* begin WORKING DATA *

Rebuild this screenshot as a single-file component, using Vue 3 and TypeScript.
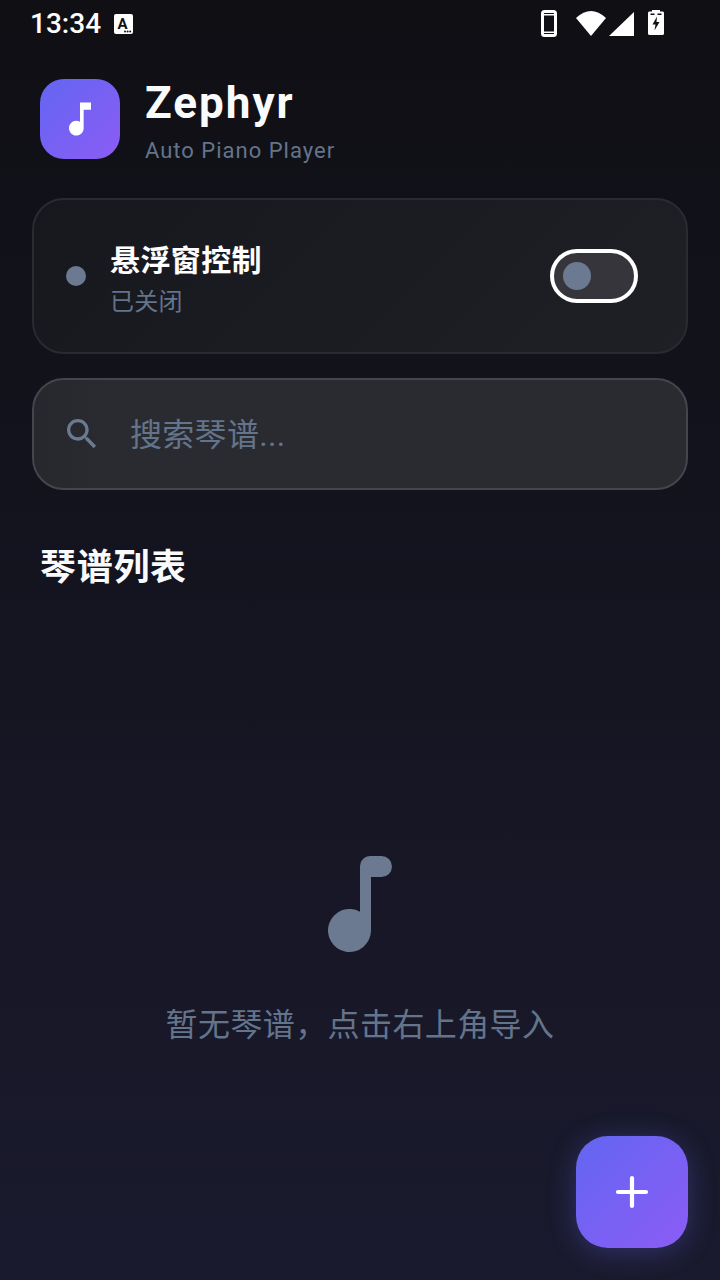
<template>
  <div class="screen">
    <div class="status-bar">
      <div class="status-left">
        <span class="clock">13:34</span>
        <svg class="status-a" viewBox="0 0 19 20" aria-hidden="true">
          <rect x="0" y="0" width="19" height="20" rx="2" fill="#fff" />
          <text x="8.500" y="14.500" text-anchor="middle" class="status-a-letter">A</text>
          <circle cx="11" cy="17.500" r="1" fill="#111" />
          <circle cx="13.600" cy="17.500" r="1" fill="#111" />
          <circle cx="16.200" cy="17.500" r="1" fill="#111" />
        </svg>
      </div>
      <div class="status-right">
        <svg class="phone" width="16" height="27" viewBox="0 0 16 27" aria-hidden="true">
          <rect x="1.500" y="1.500" width="13" height="24" rx="2" fill="none" stroke="#fff" stroke-width="3" />
          <rect x="1" y="4" width="14" height="1.500" fill="#fff" />
          <rect x="1" y="21.500" width="14" height="1.500" fill="#fff" />
        </svg>
        <svg class="wifi" width="30" height="25" viewBox="0 0 30 25" aria-hidden="true">
          <path d="M0 7Q15-7 30 7L15 25z" fill="#fff" />
        </svg>
        <svg class="signal" width="25" height="24" viewBox="0 0 25 24" aria-hidden="true">
          <path d="M25 0v24H0z" fill="#fff" />
        </svg>
        <svg class="battery" width="16" height="25" viewBox="0 0 16 25" aria-hidden="true">
          <path
            fill="#fff"
            d="M4 0h8v1.500h2.500c.8 0 1.500.7 1.500 1.500v20.500c0 .8-.7 1.500-1.500 1.500h-13C.7 25 0 24.300 0 23.500V3c0-.8.7-1.500 1.500-1.500H4z"
          />
          <path fill="#111" d="M9 6.500 4.500 14.500h3L6.500 20.500l5-8.500H8.500z" />
          <rect x="2.500" y="3.500" width="4" height="1.500" fill="#111" />
          <rect x="9.500" y="3.500" width="4" height="1.500" fill="#111" />
        </svg>
      </div>
    </div>

    <header class="brand">
      <div class="brand-icon">
        <svg width="44" height="44" viewBox="0 0 24 24" fill="#fff" aria-hidden="true">
          <path d="M12 3v10.550c-.59-.34-1.270-.55-2-.55-2.210 0-4 1.790-4 4s1.790 4 4 4 4-1.790 4-4V7h4V3h-6z" />
        </svg>
      </div>
      <div class="brand-text">
        <div class="brand-title">Zephyr</div>
        <div class="brand-sub">Auto Piano Player</div>
      </div>
    </header>

    <section class="control-card">
      <span class="dot"></span>
      <div class="control-text">
        <div class="control-title">悬浮窗控制</div>
        <div class="control-state">已关闭</div>
      </div>
      <div class="toggle"><span class="toggle-thumb"></span></div>
    </section>

    <div class="search">
      <svg class="search-icon" width="40" height="40" viewBox="0 0 24 24" fill="#6b7a90" aria-hidden="true">
        <path
          d="M15.500 14h-.79l-.28-.27C15.410 12.590 16 11.110 16 9.500 16 5.910 13.090 3 9.500 3S3 5.910 3 9.500 5.910 16 9.500 16c1.610 0 3.090-.59 4.230-1.570l.27.28v.79l5 4.990L20.490 19l-4.990-5zm-6 0C7.010 14 5 11.990 5 9.500S7.010 5 9.500 5 14 7.010 14 9.500 11.990 14 9.500 14z"
        />
      </svg>
      <span class="search-placeholder">搜索琴谱...</span>
    </div>

    <h2 class="list-title">琴谱列表</h2>

    <div class="empty">
      <svg class="empty-icon" width="64" height="96" viewBox="0 0 64 96" fill="#6b7a90" aria-hidden="true">
        <path d="M32 55.700V10A10 10 0 0 1 42 0H53.500a10.500 10.500 0 0 1 0 21H43V74.500A21.500 21.500 0 1 1 32 55.700z" />
      </svg>
      <p class="empty-text">暂无琴谱，点击右上角导入</p>
    </div>

    <button class="fab" type="button" aria-label="导入">
      <svg width="48" height="48" viewBox="0 0 24 24" fill="none" stroke="#fff" stroke-width="2.100" stroke-linecap="round" aria-hidden="true">
        <path d="M12 5v14M5 12h14" />
      </svg>
    </button>
  </div>
</template>

<script setup lang="ts"></script>

<style>
html,
body {
  margin: 0;
  background: #0f0f14;
}
</style>

<style scoped>
.screen {
  position: relative;
  display: flex;
  flex-direction: column;
  box-sizing: border-box;
  width: 720px;
  height: 1280px;
  overflow: hidden;
  background: linear-gradient(180deg, #0f0f14 0%, #1a1a2e 100%);
  color: #fff;
  font-family: Roboto, "Noto Sans CJK SC", sans-serif;
}

.status-bar {
  display: flex;
  justify-content: space-between;
  height: 48px;
  padding: 0 56px 0 30px;
  flex: none;
}

.status-left {
  display: flex;
  align-items: center;
}

.status-right {
  display: flex;
  align-items: flex-start;
}

.clock {
  font-size: 28px;
  font-weight: 500;
  line-height: 48px;
}

.status-a {
  width: 19px;
  height: 20px;
  margin-left: 13px;
}

.status-a-letter {
  font-family: Roboto, sans-serif;
  font-size: 15px;
  font-weight: 700;
  fill: #111;
}

.phone {
  margin-top: 10px;
}

.wifi {
  margin: 11px 0 0 19px;
}

.signal {
  margin: 12px 0 0 3px;
}

.battery {
  margin: 10px 0 0 14px;
}

.brand {
  display: flex;
  align-items: center;
  gap: 25px;
  margin: 31px 0 0 40px;
  height: 80px;
}

.brand-icon {
  display: flex;
  align-items: center;
  justify-content: center;
  width: 80px;
  height: 80px;
  border-radius: 24px;
  background: linear-gradient(135deg, #6366f1, #8b5cf6);
}

.brand-text {
  display: flex;
  flex-direction: column;
  margin-top: 4px;
}

.brand-title {
  font-size: 44px;
  font-weight: 700;
  line-height: 54px;
  letter-spacing: 2px;
  color: #f8fafc;
}

.brand-sub {
  margin-top: 5px;
  font-size: 22px;
  line-height: 32px;
  letter-spacing: 1px;
  color: #64748b;
}

.control-card {
  display: flex;
  align-items: center;
  box-sizing: border-box;
  height: 156px;
  margin: 39px 32px 0;
  padding: 0 48px 0 32px;
  border: 2px solid #2a2b30;
  border-radius: 32px;
  background: linear-gradient(135deg, #17181e, #1f2026);
}

.dot {
  width: 20px;
  height: 20px;
  border-radius: 50%;
  background: #6b7a90;
  flex: none;
}

.control-text {
  flex: 1;
  margin-left: 24px;
  padding-top: 6px;
}

.control-title {
  font-size: 30px;
  font-weight: 700;
  line-height: 42px;
  letter-spacing: 0.4px;
}

.control-state {
  margin-top: 3px;
  font-size: 24px;
  line-height: 34px;
  letter-spacing: 0.3px;
  color: #64748b;
}

.toggle {
  display: flex;
  align-items: center;
  box-sizing: border-box;
  width: 88px;
  height: 54px;
  padding-left: 9px;
  border: 4px solid #fff;
  border-radius: 27px;
  background: #35353b;
}

.toggle-thumb {
  width: 28px;
  height: 28px;
  border-radius: 50%;
  background: #6b7a90;
}

.search {
  display: flex;
  align-items: center;
  box-sizing: border-box;
  height: 112px;
  margin: 24px 32px 0;
  padding: 0 28px;
  border: 2px solid #45464c;
  border-radius: 32px;
  background: linear-gradient(90deg, #27282d, #2a2b31 12%);
}

.search-placeholder {
  margin-left: 28px;
  padding-bottom: 4px;
  font-size: 32px;
  letter-spacing: 0.3px;
  color: #64748b;
}

.list-title {
  margin: 53px 0 0 40px;
  font-size: 36px;
  font-weight: 700;
  line-height: 50px;
  letter-spacing: 0.7px;
  color: #f8fafc;
}

.empty {
  display: flex;
  flex-direction: column;
  align-items: center;
  margin-top: 263px;
}

.empty-icon {
  display: block;
}

.empty-text {
  margin: 51px 0 0;
  font-size: 32px;
  line-height: 44px;
  letter-spacing: 0.4px;
  color: #64748b;
}

.fab {
  position: absolute;
  right: 32px;
  bottom: 32px;
  display: flex;
  align-items: center;
  justify-content: center;
  width: 112px;
  height: 112px;
  padding: 0;
  border: none;
  border-radius: 32px;
  background: linear-gradient(135deg, #6366f1, #8b5cf6);
  box-shadow: 0 4px 28px rgba(99, 102, 241, 0.32);
}
</style>
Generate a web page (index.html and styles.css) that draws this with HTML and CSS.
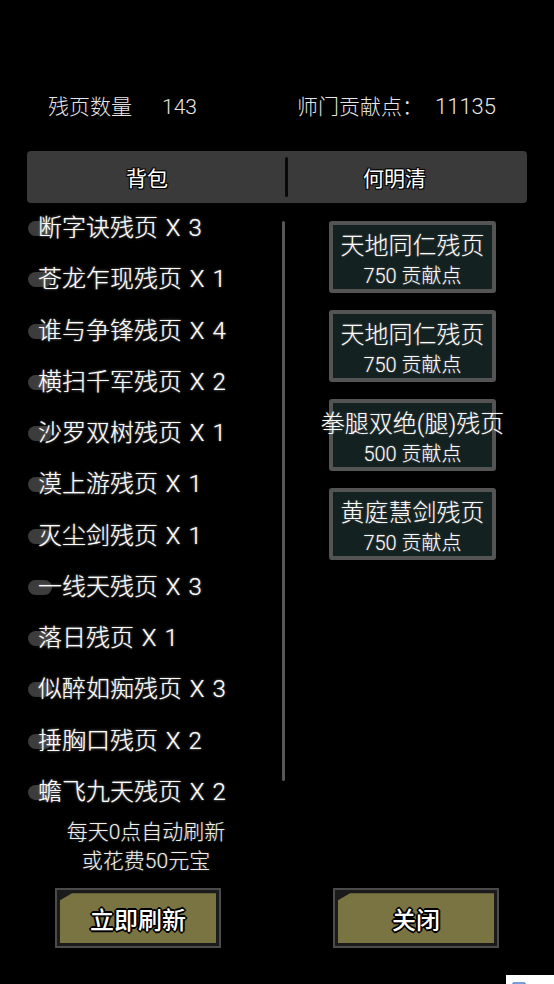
FILE: index.html
```html
<!DOCTYPE html>
<html lang="zh-CN">
<head>
  <meta charset="UTF-8" />
  <meta name="viewport" content="width=device-width, initial-scale=1.0"/>
  <title>残页兑换</title>
  <link rel="stylesheet" href="styles.css">
</head>
<body>
  <div class="page">
    <div class="stats">
      <div class="stat"><span>残页数量</span><span class="num">143</span></div>
      <div class="stat"><span>师门贡献点：</span><span class="num">11135</span></div>
    </div>

    <div class="tabs">
      <div class="tab tab-bag">背包</div>
      <div class="tab-divider"></div>
      <div class="tab tab-master">何明清</div>
    </div>

    <div class="main">
      <div class="bag">
        <ul class="pages">
          <li>断字诀残页 X 3</li>
          <li>苍龙乍现残页 X 1</li>
          <li>谁与争锋残页 X 4</li>
          <li>横扫千军残页 X 2</li>
          <li>沙罗双树残页 X 1</li>
          <li>漠上游残页 X 1</li>
          <li>灭尘剑残页 X 1</li>
          <li>一线天残页 X 3</li>
          <li>落日残页 X 1</li>
          <li>似醉如痴残页 X 3</li>
          <li>捶胸口残页 X 2</li>
          <li>蟾飞九天残页 X 2</li>
        </ul>
        <p class="note">每天0点自动刷新<br>或花费50元宝</p>
      </div>
      <div class="scrollbar"></div>
      <div class="shop">
        <div class="offer">
          <div class="offer-name">天地同仁残页</div>
          <div class="offer-cost">750 贡献点</div>
        </div>
        <div class="offer">
          <div class="offer-name">天地同仁残页</div>
          <div class="offer-cost">750 贡献点</div>
        </div>
        <div class="offer">
          <div class="offer-name offer-name-long">拳腿双绝(腿)残页</div>
          <div class="offer-cost">500 贡献点</div>
        </div>
        <div class="offer">
          <div class="offer-name">黄庭慧剑残页</div>
          <div class="offer-cost">750 贡献点</div>
        </div>
      </div>
    </div>

    <div class="actions">
      <button class="btn btn-refresh"><span>立即刷新</span></button>
      <button class="btn btn-close"><span>关闭</span></button>
    </div>
  </div>

  <div class="corner-tip">
    <svg width="14" height="10" viewBox="0 0 14 10"><rect x="1" y="1" width="12" height="9" rx="1" fill="none" stroke="#4a7fd0" stroke-width="1.5"/></svg>
  </div>
</body>
</html>
```

FILE: styles.css
```css
* {
  margin: 0;
  padding: 0;
  box-sizing: border-box;
}
body {
  background: #000;
  color: #e8e8e8;
  font-family: Roboto, "Noto Sans CJK SC", sans-serif;
  font-weight: 300;
  width: 554px;
  height: 984px;
  overflow: hidden;
  position: relative;
}
.page {
  padding: 94px 27px 0 27px;
}
.stats {
  display: grid;
  grid-template-columns: 250px 250px;
  font-size: 21px;
  line-height: 26px;
  color: #e6e6e6;
}
.stat {
  padding-left: 21px;
}
.stat .num {
  margin-left: 30px;
}
.stat:last-child {
  padding-left: 20px;
}
.stat:last-child .num {
  margin-left: 12px;
  font-size: 22px;
}
.tabs {
  margin-top: 31px;
  height: 52px;
  background: #3a3a3a;
  border-radius: 4px;
  display: flex;
  align-items: center;
  font-size: 21px;
  font-weight: 400;
  color: #fff;
  text-shadow: -1px -1px 0 #000, 1px -1px 0 #000, -1px 1px 0 #000, 1px 1px 0 #000, 0 0 2px #000;
}
.tab {
  text-align: center;
}
.tab-bag {
  width: 258px;
  padding-right: 18px;
}
.tab-divider {
  width: 3px;
  height: 40px;
  background: #080808;
  border-radius: 2px;
}
.tab-master {
  flex: 1;
  padding-right: 26px;
}
.main {
  display: flex;
}
.bag {
  width: 255px;
}
.pages {
  list-style: none;
}
.pages li {
  position: relative;
  height: 51.27px;
  line-height: 51px;
  padding-left: 11px;
  font-size: 24px;
  color: #fff;
  white-space: nowrap;
  word-spacing: 2px;
  text-shadow: 0 0 3px #777, 0 0 1px #999;
}
.pages li::before {
  content: "";
  position: absolute;
  left: 1px;
  top: 18px;
  width: 24px;
  height: 15px;
  border-radius: 8px;
  background: #3c3c3c;
  z-index: -1;
}
.note {
  padding-right: 17px;
  text-align: center;
  font-size: 21px;
  line-height: 29px;
  color: #f0f0f0;
  text-shadow: 0 0 2px #666;
}
.scrollbar {
  width: 3px;
  height: 560px;
  margin-top: 18px;
  background: #565656;
  border-radius: 2px;
}
.shop {
  padding: 18px 0 0 44px;
  display: flex;
  flex-direction: column;
  gap: 17px;
}
.offer {
  width: 167px;
  height: 72px;
  border: 4px solid #545454;
  border-radius: 3px;
  background: #132120;
  padding-top: 6px;
  text-align: center;
  color: #fff;
  text-shadow: 0 0 2px #777;
}
.offer-name {
  font-size: 24px;
  line-height: 30px;
  white-space: nowrap;
}
.offer-name-long {
  margin: 0 -30px;
}
.offer-cost {
  font-size: 20px;
  line-height: 30px;
}
.actions {
  margin-top: 12px;
  display: flex;
}
.btn {
  width: 166px;
  height: 60px;
  border: 2px solid #4b4b4b;
  background: #1b1b1b;
  padding: 3px;
  font-family: inherit;
  cursor: pointer;
}
.btn span {
  display: flex;
  align-items: center;
  justify-content: center;
  height: 100%;
  background: #7a7443;
  clip-path: polygon(12px 0, 100% 0, 100% 100%, 0 100%, 0 7px);
  font-size: 24px;
  font-weight: 500;
  color: #fff;
  text-shadow: -1px -1px 0 #000, 1px -1px 0 #000, -1px 1px 0 #000, 1px 1px 0 #000, 0 2px 0 #000, 2px 0 0 #000, -2px 0 0 #000, 0 -2px 0 #000;
}
.btn-refresh {
  margin-left: 28px;
}
.btn-close {
  margin-left: 112px;
}
.corner-tip {
  position: absolute;
  right: 0;
  bottom: 0;
  width: 48px;
  height: 9px;
  background: #fff;
  overflow: hidden;
  padding: 2px 0 0 6px;
}
```
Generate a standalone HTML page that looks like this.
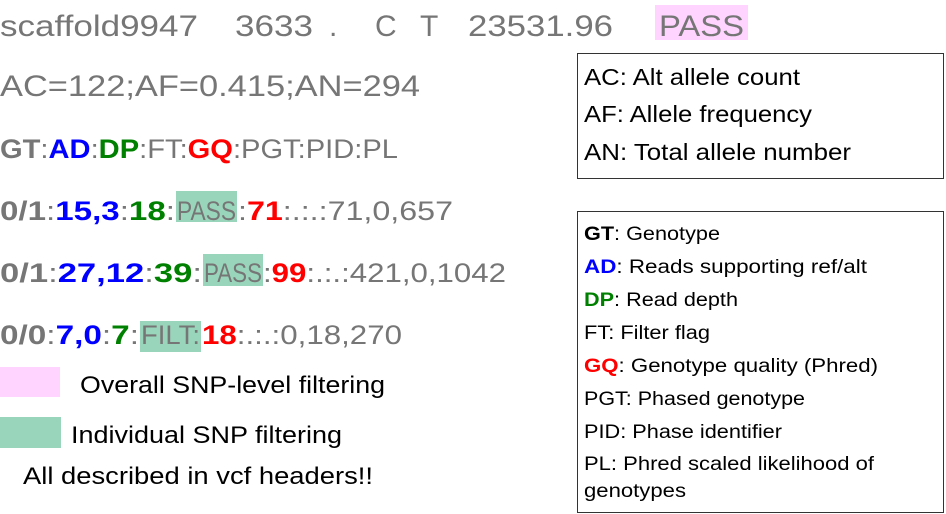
<!DOCTYPE html>
<html><head><meta charset="utf-8"><style>
html,body{margin:0;padding:0;background:#fff;width:946px;height:514px;overflow:hidden}
svg{display:block}
text{font-family:"Liberation Sans",sans-serif}
</style></head><body>
<svg width="946" height="514" viewBox="0 0 946 514" xmlns="http://www.w3.org/2000/svg">
<rect x="655" y="5" width="93" height="35" fill="#ffd5ff"/>
<g fill="#767676" font-size="30">
<text x="0" y="36" textLength="198" lengthAdjust="spacingAndGlyphs">scaffold9947</text>
<text x="235" y="36" textLength="78" lengthAdjust="spacingAndGlyphs">3633</text>
<text x="329" y="36">.</text>
<text x="375" y="36">C</text>
<text x="420" y="36">T</text>
<text x="468" y="36" textLength="145" lengthAdjust="spacingAndGlyphs">23531.96</text>
<text x="659" y="36" textLength="85" lengthAdjust="spacingAndGlyphs">PASS</text>
<text x="0" y="96" textLength="420" lengthAdjust="spacingAndGlyphs">AC=122;AF=0.415;AN=294</text>
</g>
<rect x="176" y="191" width="61" height="31" fill="#99d5bb"/>
<rect x="203" y="254" width="60" height="32" fill="#99d5bb"/>
<rect x="140" y="321" width="61" height="31" fill="#99d5bb"/>
<g font-size="27" fill="#767676">
<text x="0" y="158" textLength="398" lengthAdjust="spacingAndGlyphs"><tspan font-weight="bold">GT</tspan>:<tspan font-weight="bold" fill="#0000ff">AD</tspan>:<tspan font-weight="bold" fill="#008000">DP</tspan>:FT:<tspan font-weight="bold" fill="#ff0000">GQ</tspan>:PGT:PID:PL</text>
<text x="0" y="220" textLength="175" lengthAdjust="spacingAndGlyphs"><tspan font-weight="bold">0/1</tspan>:<tspan font-weight="bold" fill="#0000ff">15,3</tspan>:<tspan font-weight="bold" fill="#008000">18</tspan>:</text>
<text x="177" y="220" textLength="59" lengthAdjust="spacingAndGlyphs">PASS</text>
<text x="238" y="220" textLength="215" lengthAdjust="spacingAndGlyphs">:<tspan font-weight="bold" fill="#ff0000">71</tspan>:.:.:71,0,657</text>
<text x="0" y="282" textLength="202" lengthAdjust="spacingAndGlyphs"><tspan font-weight="bold">0/1</tspan>:<tspan font-weight="bold" fill="#0000ff">27,12</tspan>:<tspan font-weight="bold" fill="#008000">39</tspan>:</text>
<text x="204" y="282" textLength="58" lengthAdjust="spacingAndGlyphs">PASS</text>
<text x="263" y="282" textLength="243" lengthAdjust="spacingAndGlyphs">:<tspan font-weight="bold" fill="#ff0000">99</tspan>:.:.:421,0,1042</text>
<text x="0" y="344" textLength="139" lengthAdjust="spacingAndGlyphs"><tspan font-weight="bold">0/0</tspan>:<tspan font-weight="bold" fill="#0000ff">7,0</tspan>:<tspan font-weight="bold" fill="#008000">7</tspan>:</text>
<text x="141" y="344" textLength="59" lengthAdjust="spacingAndGlyphs">FILT:</text>
<text x="202" y="344" textLength="200" lengthAdjust="spacingAndGlyphs"><tspan font-weight="bold" fill="#ff0000">18</tspan>:.:.:0,18,270</text>
</g>
<rect x="0" y="367" width="60" height="30" fill="#ffd5ff"/>
<rect x="0" y="417" width="61" height="31" fill="#99d5bb"/>
<g font-size="24" fill="#000">
<text x="80" y="393" textLength="305" lengthAdjust="spacingAndGlyphs">Overall SNP-level filtering</text>
<text x="71" y="443" textLength="271" lengthAdjust="spacingAndGlyphs">Individual SNP filtering</text>
<text x="23" y="484" textLength="350" lengthAdjust="spacingAndGlyphs">All described in vcf headers!!</text>
</g>
<rect x="577.5" y="53.5" width="366" height="125" fill="none" stroke="#333" stroke-width="1"/>
<g font-size="23" fill="#000">
<text x="584" y="85" textLength="216" lengthAdjust="spacingAndGlyphs">AC: Alt allele count</text>
<text x="584" y="122" textLength="228" lengthAdjust="spacingAndGlyphs">AF: Allele frequency</text>
<text x="584" y="160" textLength="267" lengthAdjust="spacingAndGlyphs">AN: Total allele number</text>
</g>
<rect x="577.5" y="211.5" width="366" height="301" fill="none" stroke="#333" stroke-width="1"/>
<g font-size="19" fill="#000">
<text x="584" y="240" textLength="136" lengthAdjust="spacingAndGlyphs"><tspan font-weight="bold">GT</tspan>: Genotype</text>
<text x="584" y="273" textLength="283" lengthAdjust="spacingAndGlyphs"><tspan font-weight="bold" fill="#0000ff">AD</tspan>: Reads supporting ref/alt</text>
<text x="584" y="306" textLength="154" lengthAdjust="spacingAndGlyphs"><tspan font-weight="bold" fill="#008000">DP</tspan>: Read depth</text>
<text x="584" y="339" textLength="126" lengthAdjust="spacingAndGlyphs">FT: Filter flag</text>
<text x="584" y="372" textLength="294" lengthAdjust="spacingAndGlyphs"><tspan font-weight="bold" fill="#ff0000">GQ</tspan>: Genotype quality (Phred)</text>
<text x="584" y="405" textLength="221" lengthAdjust="spacingAndGlyphs">PGT: Phased genotype</text>
<text x="584" y="438" textLength="198" lengthAdjust="spacingAndGlyphs">PID: Phase identifier</text>
<text x="584" y="470" textLength="290" lengthAdjust="spacingAndGlyphs">PL: Phred scaled likelihood of</text>
<text x="584" y="497" textLength="102" lengthAdjust="spacingAndGlyphs">genotypes</text>
</g>
</svg>
</body></html>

* end WORKING DATA *

• STATED EXERCISE
Answer with one number only: how many lines above contain the word "styles".

• FINISHED EXERCISE
3